Here is my understanding: There is a principle underlying Newton's laws of motion that makes Gyroscropic Propulsion all possible. It's so obvious we rarely state it. It's what makes "equal and opposite" reactions possible in the first place. It is simply the principle that matter would prefer not to pass through other matter. It's the true basis behind rocket propulsion. If the propellent could pass down right through the earth and right up through the top of the rocket, Newton's laws would be obeyed, but the underlying (obvious, and often unstated) principle behind rocket propulsion is that the propellent would prefer not to pass through the top of the rocket or the earth below. THAT is the true, fundamental property of matter underlying rocket propulsion. The 3rd law is meaningless if the propellent can pass through solid objects. The "equal and opposite reaction" could arguably NOT be fundamental, bur rather derived from the princple I have stated, with one clarification, being that the propellent would rather not pass through the top of the rocket, the earth below, NOR ITSELF. From this clarification, Newton's third law becomes non-fundamental. It can be derived from this axiom, that matter would prefer not to pass through ANY OTHER MATTER, including other parts of the same "object" (in this case other gas particles in the propellent).

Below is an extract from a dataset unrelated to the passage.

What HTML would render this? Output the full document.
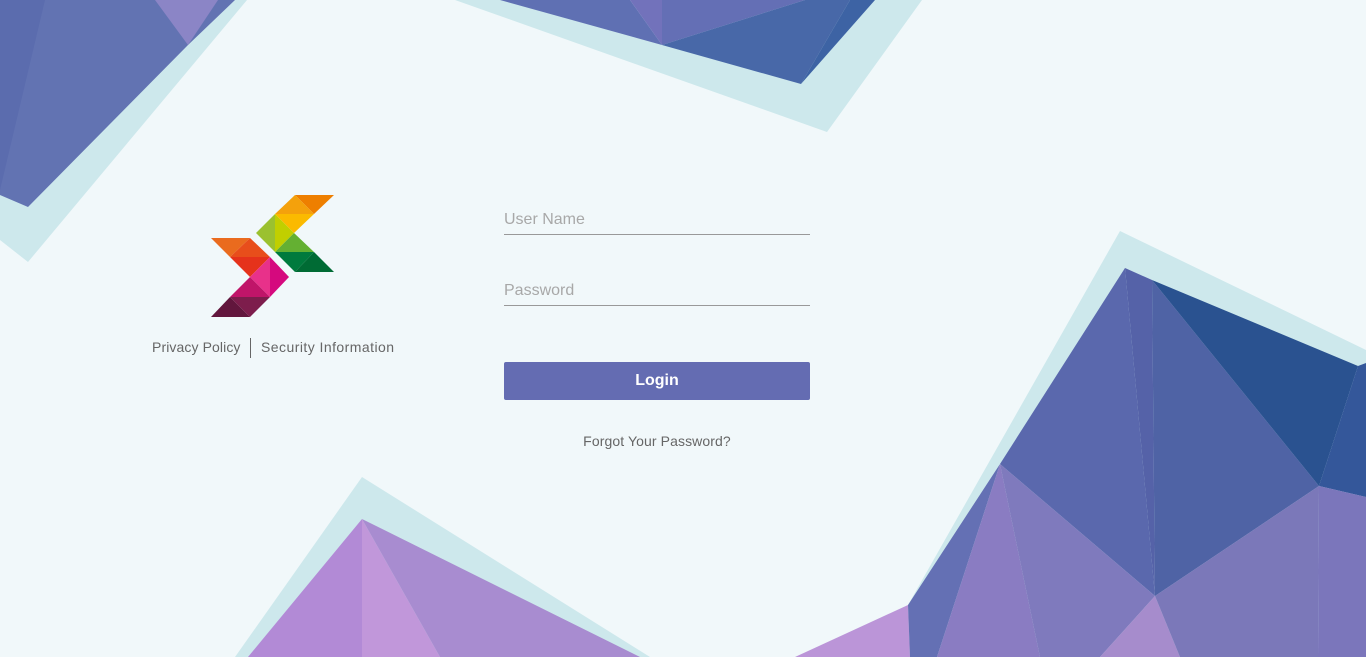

So, now if we take Newton's 3rd law to be not an axiom of the universe, but a rather a "good rule of thumb" that predicts about 99.99% of the trajectories we observe, let us see how we might find a situation where the underlying principle I mentioned (matter not wanting to pass through matter) does NOT add credence to our "rule of thumb" which is Newton's third law of motion. The underlying principle usually adds credence to our rule of thumb, so it's easy to mistake one for the other. Let's try to avoid this, and separate the rule of thumb of Newton's 3rd law from the matter-doesn't-want-to-pass-through-other-matter axiom I have mentioned.
Gyroscropic Propuslion systems are situations that separate our rule of thumb of Newton's 3rd law, from the axiom from which it arises. When a rocket goes up, we think that Newton's 3rd law makes it possible. Wrong! Newton's 3rd law and the ascent of the rocket both arise from the axiom I have mentioned.
Whenever there is a force which asks matter to pass through other matter, matter refuses by accelerating. This can be seen in the case of the rocket, where the explosion compresses the propellent such that the explosion is asking it to pass through the top of the rocket and through the earth below. Matter refuses by accelerating the rocket "up" and the earth "down.".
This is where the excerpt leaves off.